Sunday, February 17, 2008

Caretakers - Caretaker' s World: Humanity at Work

Your world is different. When you work in the home, you may receive no pay for your services. When you are caring for a sick relative or a close friend, your reward is their love, well-being, comfort, and appreciation for being there. You prefer the name caregiver. You give rather than take.

If you work in a place housing the terminally ill or a hospice filled with those with no hope for cure, you receive little money. But there is an off-setting benefit. You are part of a loving community of nurses, aides, patients, and grateful relatives – an extended family engaged in a common venture – to care for the helpless and the sick.

Your patients welcome a smile, a joke, an encouraging word, a spontaneous hug, a gentle tug to straighten the sheets, a quick clean up after an uncontrollable body release, a loving lift onto the bed, a guided push of the wheelchair.

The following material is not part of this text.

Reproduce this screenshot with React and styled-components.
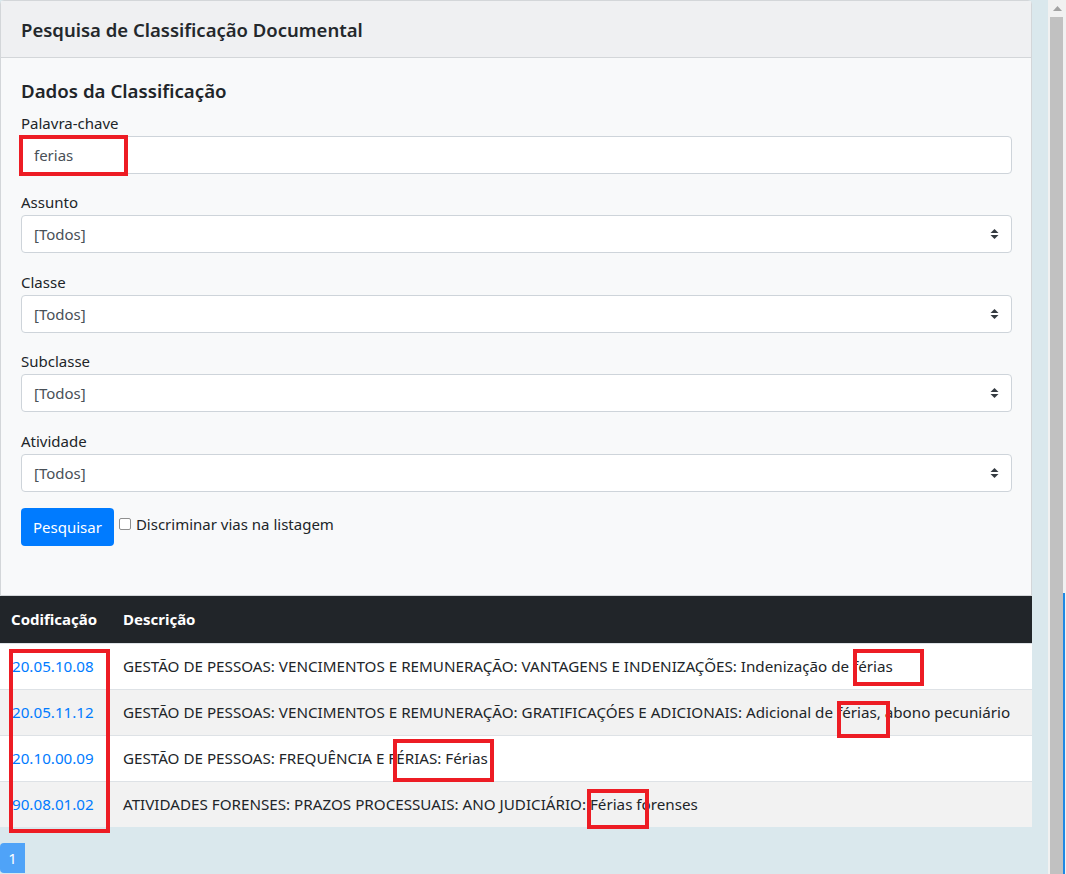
import React from "react";
import styled, { createGlobalStyle } from "styled-components";

const GlobalStyle = createGlobalStyle`
  html, body {
    margin: 0;
    padding: 0;
    background: #dae8ed;
  }
  body {
    font-family: "Noto Sans", "Open Sans", sans-serif;
    font-size: 15px;
    color: #212529;
  }
  * {
    box-sizing: border-box;
  }
`;

const Page = styled.div`
  display: flex;
  gap: 16px;
  height: 874px;
  overflow: hidden;
`;

const Main = styled.div`
  position: relative;
  width: 1032px;
  flex-shrink: 0;
`;

const Card = styled.div`
  background: #f8f9fa;
  border: 1px solid #d3d6d9;
  border-radius: 4px 4px 0 0;
`;

const CardHeader = styled.div`
  background: #eff0f2;
  border-bottom: 1px solid #d3d6d9;
  height: 57px;
  padding: 0 20px;
  display: flex;
  align-items: center;
  font-size: 18.5px;
  font-weight: 600;
  color: #24282c;
`;

const CardBody = styled.div`
  padding: 21px 19px 49px 20px;
`;

const SectionTitle = styled.h5`
  margin: 0 0 8px;
  font-size: 18.7px;
  font-weight: 600;
  line-height: 24px;
`;

const Group = styled.div`
  margin-bottom: 16.4px;
`;

const Label = styled.label`
  display: block;
  line-height: 25px;
  font-size: 15px;
`;

const Field = styled.div`
  height: 38px;
  background: #fff;
  border: 1px solid #ced4da;
  border-radius: 4px;
  padding: 0 12px;
  display: flex;
  align-items: center;
  justify-content: space-between;
  color: #495057;
  font-size: 15px;
`;

const Carets = () => (
  <svg width="9" height="12" viewBox="0 0 9 12">
    <path d="M4.5 1 L8.5 5 L0.5 5 Z M4.5 11 L8.5 7 L0.5 7 Z" fill="#343a40" />
  </svg>
);

const Actions = styled.div`
  display: flex;
  align-items: flex-start;
  gap: 5px;
`;

const Button = styled.button`
  height: 38px;
  padding: 0 12px;
  background: #007bff;
  color: #fff;
  border: 0;
  border-radius: 4px;
  font-family: inherit;
  font-size: 15px;
`;

const Check = styled.label`
  display: flex;
  align-items: center;
  gap: 5px;
  margin-top: 6px;
  font-size: 15px;
`;

const Box = styled.span`
  width: 12px;
  height: 12px;
  border: 1px solid #8f8f8f;
  border-radius: 2px;
  background: #fff;
`;

const Table = styled.table`
  width: 100%;
  border-collapse: collapse;
  font-size: 15.2px;
`;

const Th = styled.th`
  background: #212529;
  color: #fff;
  text-align: left;
  font-weight: 700;
  font-size: 15px;
  padding: 12px;
  line-height: 23px;
  width: ${(p) => p.$w || "auto"};
  &:first-child {
    padding-left: 11px;
  }
`;

const Row = styled.tr`
  background: ${(p) => (p.$striped ? "#f2f2f2" : "#fff")};
`;

const Td = styled.td`
  border-top: 1px solid #dee2e6;
  padding: 12px;
  line-height: 21px;
  white-space: nowrap;
`;

const Code = styled.a`
  color: #007bff;
  text-decoration: none;
`;

const Pager = styled.div`
  margin-top: 16px;
  display: flex;
`;

const PageBtn = styled.span`
  width: 25px;
  height: 30px;
  background: #4fa3f8;
  color: #fff;
  border-radius: 4px 0 0 4px;
  display: flex;
  align-items: center;
  justify-content: center;
  font-size: 15px;
`;

const Mark = styled.div`
  position: absolute;
  border: 4px solid #ed1c24;
  pointer-events: none;
`;

const Scroll = styled.div`
  width: 18px;
  flex-shrink: 0;
  display: flex;
  flex-direction: column;
  background: #f1f1f1;
  position: relative;
`;

const ScrollArrow = styled.div`
  height: 17px;
  display: flex;
  align-items: center;
  justify-content: center;
`;

const Thumb = styled.div`
  flex: 1;
  margin: 0 3px 0 2px;
  background: #c1c1c1;
`;

const BlueEdge = styled.div`
  position: absolute;
  right: 1px;
  top: 593px;
  bottom: 0;
  width: 2px;
  background: #1e88e5;
`;

const fields = ["Assunto", "Classe", "Subclasse", "Atividade"];

const rows = [
  ["20.05.10.08", "GESTÃO DE PESSOAS: VENCIMENTOS E REMUNERAÇÃO: VANTAGENS E INDENIZAÇÕES: Indenização de férias"],
  ["20.05.11.12", "GESTÃO DE PESSOAS: VENCIMENTOS E REMUNERAÇÃO: GRATIFICAÇÓES E ADICIONAIS: Adicional de férias, abono pecuniário"],
  ["20.10.00.09", "GESTÃO DE PESSOAS: FREQUÊNCIA E FÉRIAS: Férias"],
  ["90.08.01.02", "ATIVIDADES FORENSES: PRAZOS PROCESSUAIS: ANO JUDICIÁRIO: Férias forenses"],
];

const marks = [
  { left: 19, top: 135, width: 109, height: 41 },
  { left: 9, top: 649, width: 101, height: 184 },
  { left: 853, top: 649, width: 71, height: 37 },
  { left: 837, top: 701, width: 53, height: 37 },
  { left: 393, top: 739, width: 101, height: 43 },
  { left: 587, top: 789, width: 62, height: 40 },
];

export default function App() {
  return (
    <>
      <GlobalStyle />
      <Page>
        <Main>
          <Card>
            <CardHeader>Pesquisa de Classificação Documental</CardHeader>
            <CardBody>
              <SectionTitle>Dados da Classificação</SectionTitle>
              <Group>
                <Label>Palavra-chave</Label>
                <Field>ferias</Field>
              </Group>
              {fields.map((f) => (
                <Group key={f}>
                  <Label>{f}</Label>
                  <Field>
                    [Todos]
                    <Carets />
                  </Field>
                </Group>
              ))}
              <Actions>
                <Button>Pesquisar</Button>
                <Check>
                  <Box />
                  Discriminar vias na listagem
                </Check>
              </Actions>
            </CardBody>
          </Card>
          <Table>
            <thead>
              <tr>
                <Th $w="111px">Codificação</Th>
                <Th>Descrição</Th>
              </tr>
            </thead>
            <tbody>
              {rows.map(([code, desc], i) => (
                <Row key={code} $striped={i % 2 === 1}>
                  <Td>
                    <Code href="#">{code}</Code>
                  </Td>
                  <Td>{desc}</Td>
                </Row>
              ))}
            </tbody>
          </Table>
          <Pager>
            <PageBtn>1</PageBtn>
          </Pager>
          {marks.map((m, i) => (
            <Mark
              key={i}
              style={{ left: m.left, top: m.top, width: m.width, height: m.height }}
            />
          ))}
        </Main>
        <Scroll>
          <ScrollArrow>
            <svg width="9" height="5" viewBox="0 0 9 5">
              <path d="M4.5 0 L9 5 L0 5 Z" fill="#a3a3a3" />
            </svg>
          </ScrollArrow>
          <Thumb />
          <BlueEdge />
        </Scroll>
      </Page>
    </>
  );
}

You grow to know relatives and friends. They trudge in to visit daily or weekly, whenever they can. They are, along with other patients, part of your extended family. Your co-workers belong to the same human family. This is humanity at work. Together you smooth and soothe, even caress, the downward passage.

Your world calls for heavy doses of comfort, compassion, companionship, consolations, and condolences. You learn little kindnesses go a long way in this world of strive, struggle, decline, and death.

You don’t ask for much, just a little recognition for what you do so well in your special world.

As physicians, we monitor and treat these patients from afar. But you are there constantly, every day, in every way.

Fellow physicians, please join me in saluting these unsung and unheralded caregivers and caretakers. We could not do without them.